6. The West Coast Rap All-Stars, "We're All In The Same Gang" (1990)
Thanks to producer Dr. Dre, "We're All In The Same Gang" is at least better musically than most heavy-handed cause songs. Ignore the words, and you can almost imagine it's another prime-era N.W.A. track about blasting motherfuckers in the face with a sawed-off while bitches lick your enormous balls. The problem with "We're All In The Same Gang" is context. Sure, rapping about ending gang violence is noble, but can one song outweigh the blood-soaked and bullet-riddled gangsta mythology that West Coast rap was built on, especially when the video looks about as cool as an episode of Family Matters? While Straight Outta Compton didn't necessarily influence youngsters to grab guns and start shooting people, "We're All In The Same Gang" definitely never convinced them to stop.
7. The King Dream Chorus And Holiday Crew, "King Holiday" (1986)

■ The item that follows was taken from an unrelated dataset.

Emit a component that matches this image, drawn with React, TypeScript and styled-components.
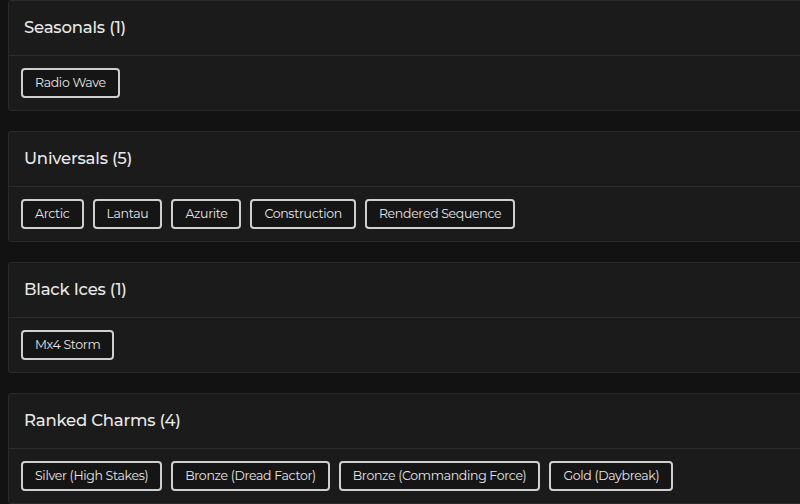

The combination of hard rhymes and soft R&B has proven surprisingly potent in recent years, but this 1986 single doesn't know how to balance the two. A tribute to Martin Luther King, Jr. written by Kurtis Blow at the request of King's son Dexter Scott King, "King Holiday" finds an all-star cast of mid-'80s rap and R&B stars trading unmemorable verses against the blandest of synth-heavy backing tracks. Any song that brings Run DMC and Whodini together with New Edition and Ricky Martin-era Menudo can't be all bad. And it's fascinating to revisit a time when a healthy-looking Whitney Houston only warranted a little more screen time than Lisa Lisa. (Though based on the video, she was excused from socializing with either the Dream Chorus or the Holiday Crew.) But the noble sentiment soars above an execution so dull that not even the Fat Boys' Human Beat Box can make it funky.